We used a response classification technique that allowed us to simultaneously assess where observers’ attention was allocated and whether such attentional allocation resulted in visual interpolation of illusory edges. At the beginning of each block of testing, observers were cued to report the relative jaw size of the inducers forming an upright (or inverted) triangle, corresponding to the white (or black) elements in Fig. 1a. By adding random visual noise to the target image on each trial (Fig. 1b), 8we could use reverse correlation to measure “classification images.” An observer’s classification image quantified the correlation between each pixel in the image and the perceptual report, revealing which spatial locations were used for perceptual decisions (Abbey, Eckstein, & Bochud, 1999; Ahumada, 1996; Ahumada, Beard, & Ellis, 1998; Ahumada & Lovell, 1971; Beard & Ahumada, 1998; Gold et al., 2000).

We generated hypotheses regarding how observers’ voluntary attention might influence their perception of this figure. We used an SVM classifier to judge small changes to a triangle image after training it on one of three different protocols (Supplementary Fig. 1). First, we generated a prediction of the hypothesis that observers can attend to the correct inducers but do not perceive illusory edges, by training a model to discriminate only the jaws of the inducers. This model was analogous to that of an ideal observer and revealed that only structure at the edges of the stimuli was used in generating a response (Fig. 1c). We next generated predictions of how illusory edges could be interpolated in this task. In one case, we assumed that illusory contours would be formed between attended inducers. We thus trained the classifier to discriminate whether a triangle’s edges were bent outward or inward, and found a classification image approximating a triangle (Fig. 1d). In the other case, we assumed that, although selective attention might guide the correct perceptual decision, the illusory form of a star might be determined pre-attentively according to the physical structure of the entire stimulus. In this case, we trained the classifier to discriminate whether the alternating tips of a star—that is, the tips corresponding to a set of cued inducers—were relatively wide or narrow. The resulting classification image revealed edges that were interpolated beyond the inducers, but that they did not extend beyond the alternating star tips (Fig. 1e). These predictions not only provided qualitative comparisons for our empirical data, but they also allowed us to formally test which training regime produced a classification image that most closely resembled the human data.

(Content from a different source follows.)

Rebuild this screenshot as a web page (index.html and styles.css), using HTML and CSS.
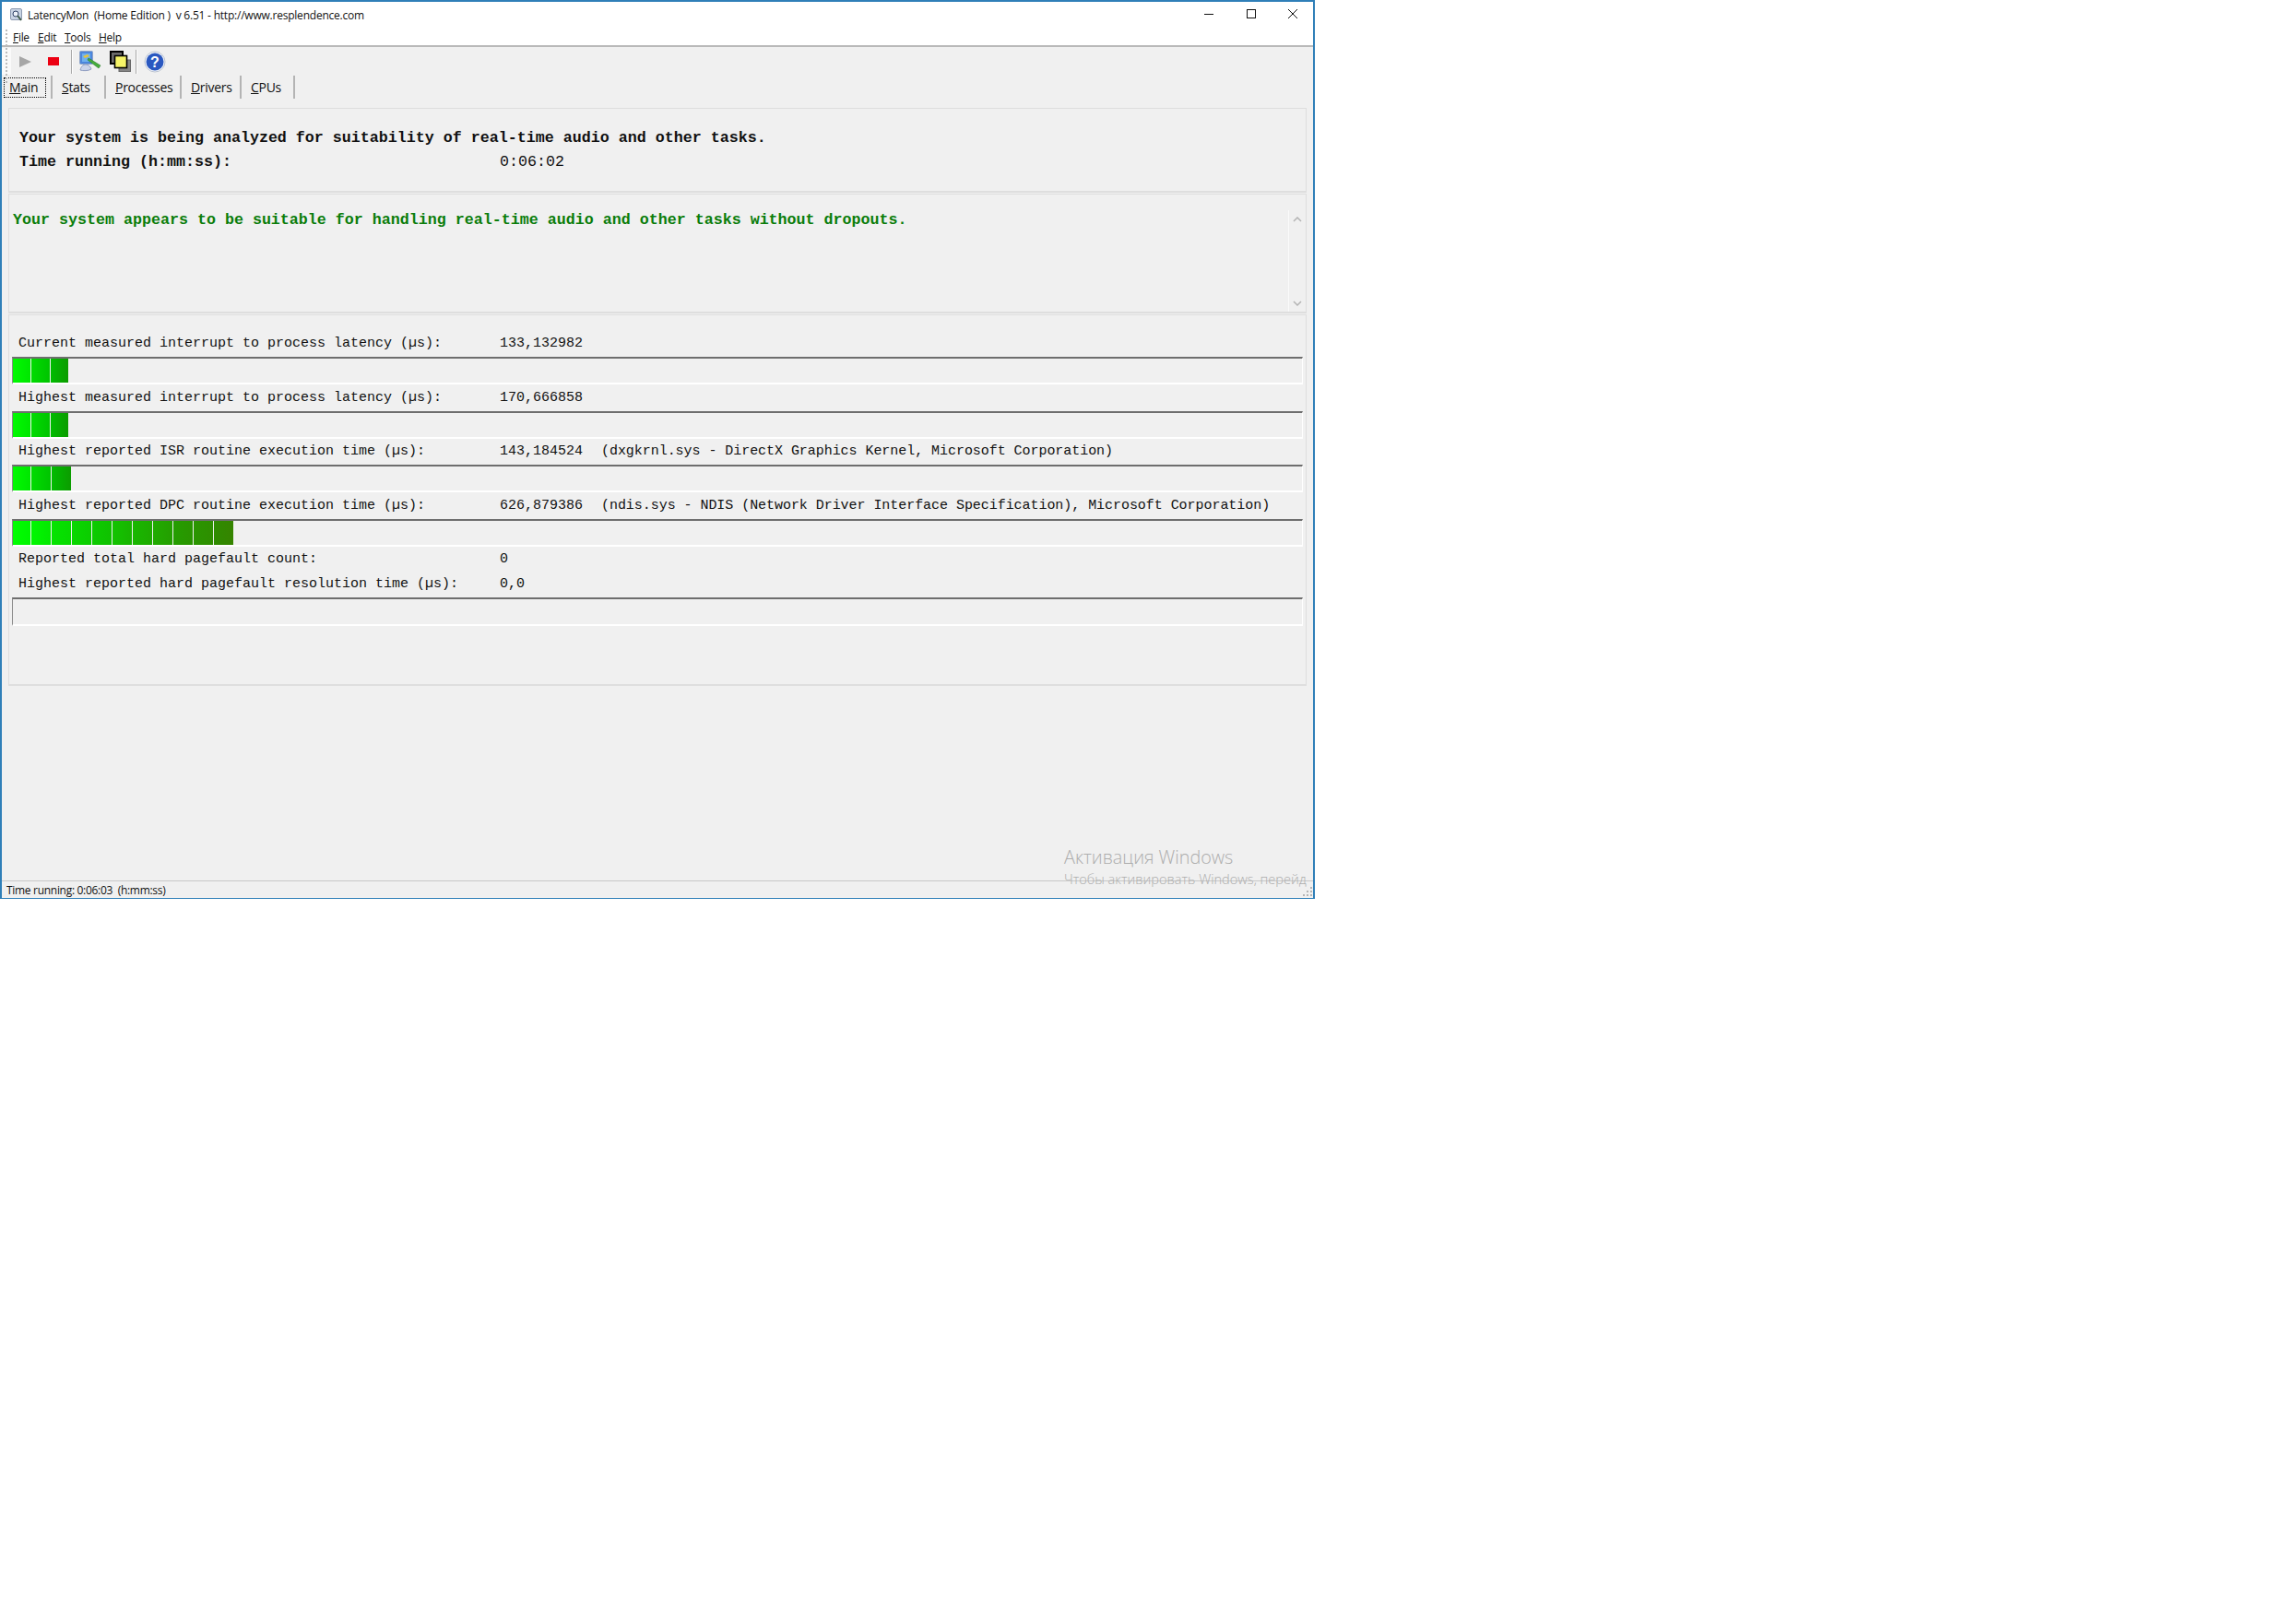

To motivate observers to attend to only one possible configuration of the illusory figure, they were cued to report the relative jaw size (“narrow” or “wide”) of only a subset of Pac-Men positioned at the tips of an imaginary star (Fig. 1a). Each cued triangle was defined by three inducers, the jaw sizes of which were varied from 60° (an implied equilateral triangle) according to an adaptive staircase (see the Method section). In an early investigation into illusory contour perception, Ringach and Shapley (1996) had found that observers’ perceptual thresholds were less than an angular degree with similarly sized stimuli. Specifically, observers were instructed to report only the jaw size of inducers forming an upward (or downward) triangle within a testing block. The noncued inducer jaws varied independently of the cued inducers and thus added no information regarding the correct response. To derive the spatial structure used for perceptual decisions, we added Gaussian noise to each trial and classified each noise image according to the observers’ responses (Fig. 1b). To create the classification image for each observer, we summed all noise images for narrow reports and subtracted the sum of all noise images for wide reports (see the Method section). We collapsed across inducer polarities by inverting the noise on trials in which the white inducers were cued, and across cue directions by flipping the noise on trials in which the downward-facing illusory triangle was cued. The resulting images quantified the correlation between each stimulus pixel and the observer’s report. To analyze a single axis of emergent spatial structure, we first averaged each observer’s data with themselves after rotating 120° and 240°, such that the correlations were averaged over the three sides of the triangle. Although this step involved bilinear interpolation of neighboring pixels, no other averaging or smoothing was performed, and this averaging is therefore most likely to have only reduced the strength of emergent illusory structure.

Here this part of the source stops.